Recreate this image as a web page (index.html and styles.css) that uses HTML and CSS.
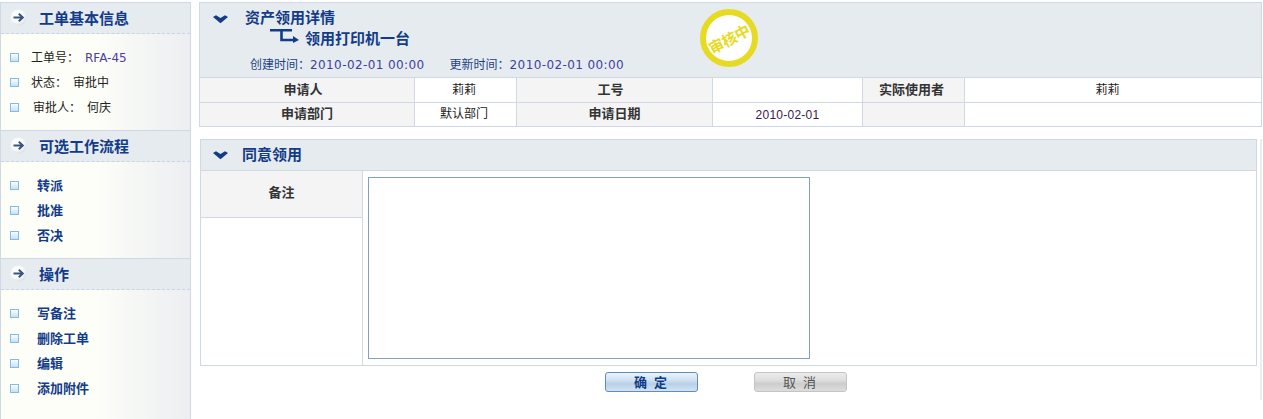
FILE: index.html
```html
<!DOCTYPE html>
<html lang="zh-CN">
<head>
<meta charset="utf-8">
<title>资产领用详情</title>
<link rel="stylesheet" href="styles.css">
</head>
<body>
<svg class="defs" width="0" height="0" aria-hidden="true">
  <defs>
    <radialGradient id="disc" cx="0.4" cy="0.35" r="0.7">
      <stop offset="0" stop-color="#ffffff"/>
      <stop offset="0.65" stop-color="#f6f7f8"/>
      <stop offset="1" stop-color="#d5dbe2"/>
    </radialGradient>
    <linearGradient id="sq" x1="0" y1="0" x2="0" y2="1">
      <stop offset="0" stop-color="#ffffff"/>
      <stop offset="1" stop-color="#bfe0f6"/>
    </linearGradient>
    <symbol id="go" viewBox="0 0 17 17">
      <circle cx="8.5" cy="8.5" r="8" fill="url(#disc)"/>
      <path d="M3.5 8.5H12M8.8 4.8L12.8 8.5L8.8 12.2" fill="none" stroke="#39577c" stroke-width="2"/>
    </symbol>
    <symbol id="sqr" viewBox="0 0 9 9">
      <rect x="0.5" y="0.5" width="8" height="8" fill="url(#sq)" stroke="#85bce6"/>
    </symbol>
    <symbol id="chev" viewBox="0 0 15 9">
      <path d="M0 2L3 0.2L7.5 3L12 0.2L15 2L7.5 8.2Z" fill="#123c88"/>
    </symbol>
  </defs>
</svg>
<div class="page">
  <aside class="side">
    <section class="box">
      <h2 class="box-head"><svg class="go"><use href="#go"/></svg><span class="head-text">工单基本信息</span></h2>
      <ul class="list list-info">
        <li><svg class="sq"><use href="#sqr"/></svg><span class="lab">工单号：</span><span class="code">RFA-45</span></li>
        <li><svg class="sq"><use href="#sqr"/></svg><span class="lab">状态：</span><span class="val">审批中</span></li>
        <li><svg class="sq"><use href="#sqr"/></svg><span class="lab lab-pad">审批人：</span><span class="val">何庆</span></li>
      </ul>
    </section>
    <section class="box">
      <h2 class="box-head"><svg class="go"><use href="#go"/></svg><span class="head-text">可选工作流程</span></h2>
      <ul class="list list-act">
        <li><svg class="sq"><use href="#sqr"/></svg><a>转派</a></li>
        <li><svg class="sq"><use href="#sqr"/></svg><a>批准</a></li>
        <li><svg class="sq"><use href="#sqr"/></svg><a>否决</a></li>
      </ul>
    </section>
    <section class="box box-last">
      <h2 class="box-head"><svg class="go"><use href="#go"/></svg><span class="head-text">操作</span></h2>
      <ul class="list list-act">
        <li><svg class="sq"><use href="#sqr"/></svg><a>写备注</a></li>
        <li><svg class="sq"><use href="#sqr"/></svg><a>删除工单</a></li>
        <li><svg class="sq"><use href="#sqr"/></svg><a>编辑</a></li>
        <li><svg class="sq"><use href="#sqr"/></svg><a>添加附件</a></li>
      </ul>
    </section>
  </aside>
  <main class="main">
    <section class="detail">
      <header class="detail-head">
        <svg class="chev chev-top"><use href="#chev"/></svg>
        <div class="detail-text">
          <h1 class="detail-title">资产领用详情</h1>
          <div class="detail-sub">
            <svg class="turn" viewBox="0 0 29 14"><path d="M0 1.2H22M11.5 1.2V11H25" fill="none" stroke="#123c88" stroke-width="2.6"/><path d="M23 7L29 11L23 14Z" fill="#123c88"/></svg>
            <span>领用打印机一台</span>
          </div>
          <div class="times">
            <span>创建时间：<b>2010-02-01 00:00</b></span>
            <span>更新时间：<b>2010-02-01 00:00</b></span>
          </div>
        </div>
        <div class="stamp"><span>审核中</span></div>
      </header>
      <table class="info">
        <colgroup><col class="c1"><col class="c2"><col class="c3"><col class="c4"><col class="c5"><col></colgroup>
        <tr><th class="off-l">申请人</th><td class="off-s">莉莉</td><th class="off-l">工号</th><td></td><th class="off-m">实际使用者</th><td class="off-xl">莉莉</td></tr>
        <tr><th>申请部门</th><td class="off-s">默认部门</td><th>申请日期</th><td class="date">2010-02-01</td><th></th><td></td></tr>
      </table>
    </section>
    <div class="form-wrap">
      <section class="form">
        <h2 class="form-head"><svg class="chev"><use href="#chev"/></svg>同意领用</h2>
        <div class="form-body">
          <div class="form-left"><div class="form-label">备注</div></div>
          <div class="form-right"><textarea class="note" aria-label="备注"></textarea></div>
        </div>
      </section>
      <div class="buttons">
        <button class="btn btn-ok" type="button">确 定</button>
        <button class="btn btn-no" type="button">取 消</button>
      </div>
    </div>
  </main>
</div>
</body>
</html>
```
FILE: styles.css
```css
* { box-sizing: border-box; }
html, body { margin: 0; padding: 0; height: 419px; overflow: hidden; background: #fff; }
body { font-family: "Noto Sans CJK SC", "Liberation Sans", sans-serif; font-size: 12px; color: #222; }
.defs { display: block; height: 0; }
.page { display: flex; height: 419px; padding-top: 2px; }

.side { width: 191px; flex: none; display: flex; flex-direction: column; border-left: 1px solid #cfd8e3; border-right: 1px solid #cfd8e3; }
.box { border-top: 1px solid #cfd8e3; }
.box-last { flex: 1; background: linear-gradient(90deg, #fdfef8 0, #fdfef8 50%, #eceef1 100%); }
.box-head { margin: 0; height: 31px; background: #e6ebf0; border-bottom: 1px dashed #c9d5e3; color: #133c88; font-size: 15px; font-weight: 700; line-height: 20px; display: flex; align-items: center; white-space: nowrap; padding: 0 0 2px 9px; }
.go { width: 17px; height: 17px; margin-right: 12px; flex: none; }
.head-text { padding-top: 2px; }
.list { list-style: none; margin: 0; padding: 11px 0 10px 9px; background: linear-gradient(90deg, #fdfef8 0, #fdfef8 50%, #eceef1 100%); }
.box-last .list { background: none; }
.list li { height: 25px; display: flex; align-items: center; }
.sq { width: 9px; height: 9px; flex: none; }
.list-info li { font-size: 12px; color: #222; }
.lab { margin-left: 12px; margin-right: 6px; padding-bottom: 2px; }
.lab-pad { margin-left: 14px; margin-right: 6px; }
.val { padding-bottom: 2px; }
.code { font-family: "DejaVu Sans", sans-serif; color: #4a3f9f; }
.list-act a { margin-left: 18px; padding-bottom: 2px; font-size: 13px; font-weight: 700; color: #133c88; }

.main { flex: 1; min-width: 0; margin-left: 8px; margin-right: 1px; }
.detail { border-top: 1px solid #cfd8e3; }
.detail-head { position: relative; height: 75px; background: #e6ebf0; border-left: 1px solid #cfd8e3; border-right: 1px solid #cfd8e3; border-bottom: 1px solid #cfd8e3; display: flex; padding-left: 13px; }
.chev { width: 15px; height: 9px; flex: none; }
.chev-top { margin-top: 12px; }
.detail-text { margin-left: 17px; }
.detail-title { margin: 4px 0 0; font-size: 15px; font-weight: 700; line-height: 20px; color: #133c88; }
.detail-sub { display: flex; align-items: center; height: 20px; margin-left: 25px; font-size: 15px; font-weight: 700; color: #133c88; }
.turn { width: 29px; height: 14px; margin: -3px 6px 0 0; }
.times { display: flex; gap: 25px; margin: 9px 0 0 5px; font-size: 12px; line-height: 16px; color: #1d4386; }
.times b { font-family: "DejaVu Sans", sans-serif; font-weight: 400; letter-spacing: 0.4px; color: #3d3f9f; }
.stamp { position: absolute; left: 500px; top: 6px; width: 58px; height: 58px; border-radius: 50%; border: 6px solid #e6da22; background: #fff; display: flex; align-items: center; justify-content: center; }
.stamp span { transform: rotate(-28deg); color: #e6da22; font-size: 15px; font-weight: 700; white-space: nowrap; letter-spacing: -0.5px; }

.info { width: 100%; table-layout: fixed; border-collapse: collapse; }
.c1 { width: 215px; }
.c2 { width: 102px; }
.c3 { width: 196px; }
.c4 { width: 150px; }
.c5 { width: 102px; }
.info th, .info td { height: 24px; padding: 0 0 2px; border: 1px solid #cfd8e3; text-align: center; font-size: 12px; line-height: 16px; }
.info tr:first-child th, .info tr:first-child td { border-top: 0; }
.info th { background: #f4f4f5; color: #333; font-size: 13px; font-weight: 700; }
.info td { background: #fff; color: #222; }
.info .off-s { padding-right: 3px; }
.info .off-m { padding-right: 4px; }
.info .off-l { padding-right: 8px; }
.info .off-xl { padding-right: 11px; }
.info td.date { font-family: "Liberation Sans", sans-serif; letter-spacing: 0.25px; padding: 2px 0 0; color: #3a1a4a; }

.form-wrap { margin-top: 12px; border-right: 2px solid #eeeeee; height: 261px; padding-right: 3px; }
.form { margin-left: 1px; border: 1px solid #cfd8e3; height: 227px; display: flex; flex-direction: column; }
.form-head { margin: 0; height: 31px; background: #e6ebf0; border-bottom: 1px solid #cfd8e3; display: flex; align-items: center; padding: 0 0 2px 12px; color: #133c88; font-size: 15px; font-weight: 700; line-height: 20px; flex: none; }
.form-head .chev { margin-right: 14px; margin-top: 3px; }
.form-body { flex: 1; display: flex; min-height: 0; }
.form-left { width: 162px; flex: none; border-right: 1px solid #cfd8e3; }
.form-label { height: 47px; background: #f4f4f5; border-bottom: 1px solid #cfd8e3; text-align: center; padding-top: 12px; font-size: 13px; font-weight: 700; color: #333; line-height: 18px; }
.form-right { flex: 1; padding: 6px 5px; }
.note { display: block; width: 442px; height: 182px; border: 1px solid #85a0bc; background: #fff; padding: 0; margin: 0; resize: none; outline: 0; }
.buttons { display: flex; gap: 56px; padding: 6px 0 0 406px; }
.btn { width: 93px; height: 20px; border-radius: 3px; padding: 0; font-family: inherit; font-size: 13px; line-height: 18px; cursor: pointer; }
.btn-ok { border: 1px solid #5f8cb8; color: #133c88; font-weight: 700; letter-spacing: 2px; background: linear-gradient(180deg, #eaf3fb 0, #cfe1f2 40%, #b8d0e8 60%, #d3e3f2 100%); }
.btn-no { border: 1px solid #c4c4c4; color: #555; letter-spacing: 2px; background: linear-gradient(180deg, #ececec 0, #dedede 40%, #cdcdcd 60%, #dddddd 100%); }
```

▶ [Brief]:
How many lines of the listing above include the word "styles"? State the number and nothing else.

▶ [Expected answer]:
3